At base, all these interventions are aimed at removing the deeply held belief in housing as an investment, rather than as a secure base for living.

For further analysis and suggestions see Berry (2023).

Conclusion

The solid grip of neoliberalism on housing outcomes and policy in developed capitalist nations has been baked in over four decades and is not easily loosened. The political task is daunting. It involves taking on and beating the power of globally organised financial capital, the domestic power of the property lobby and the material and ideological commitment of the property-owning majority of voters. But history seems to be moving in the direction of reform. The escalating cost of housing is a major contributor to what is being dubbed ‘the cost of living crisis’ in the US, UK and Australasia. Similar concerns are dominating political discourse in other advanced democracies, often associated with right-wing conspiracies about immigrants. There is a dawning realisation that younger generations, as well as the traditional victims, are being denied the basic right to a decent life. On the motto ‘never let a good crisis go to waste’, now is the time to mobilise to force real reform.

References

Aalbers, M. (2016) The Financialisation of Capitalism: A Political Economy Approach, Routledge.

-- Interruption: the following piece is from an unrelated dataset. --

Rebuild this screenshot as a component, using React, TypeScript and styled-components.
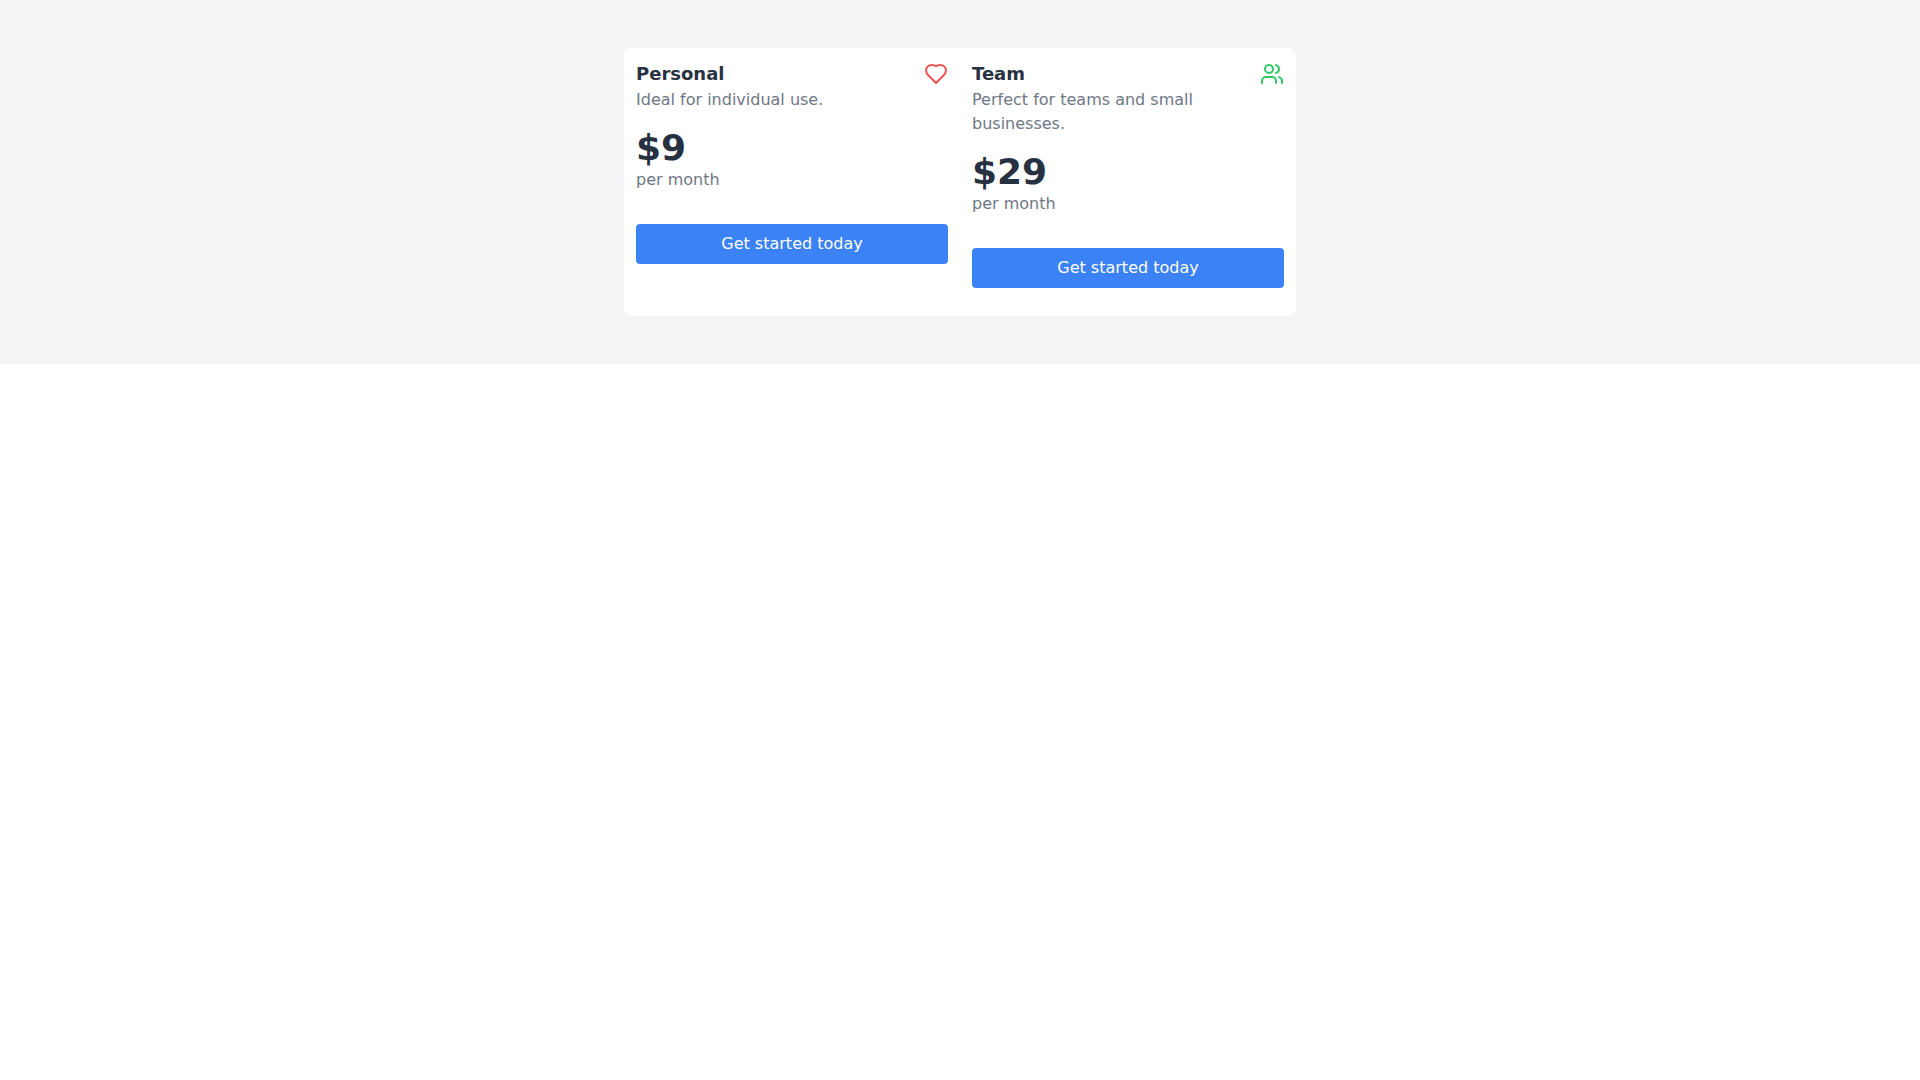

Berry, M. (2023) A Theory of Housing Provision Under Capitalism, Switzerland AG: Palgrave Macmillan, Springer Nature.

Fitzgerald, K. (2022) Staged Releases: Peering Behind the Land Supply Curtain, Melbourne: Prosper Australia. https://www.prosper.org.au/wp-content/uploads/2022/07/Staged-Releases-Prosper-Australia-web22.pdf

Gerstle, G. (2022) The Rise and Fall of the Neoliberal Order, New York: Oxford University Press.

Harvey, D. (1973) Social Justice and the City, Oxford: Basil Blackwell Ltd.

Murray, C. (2024) The Great Housing Hijack, Sydney: Allen and Unwin.

Footnotes

  1. This passage is drawn from my book Berry (2023, p.140) and develops a metaphor produced by David Harvey (1973).


  2. Hysteresis refers to the tendency for price rises to persist even after the initial forces causing the rises moderate.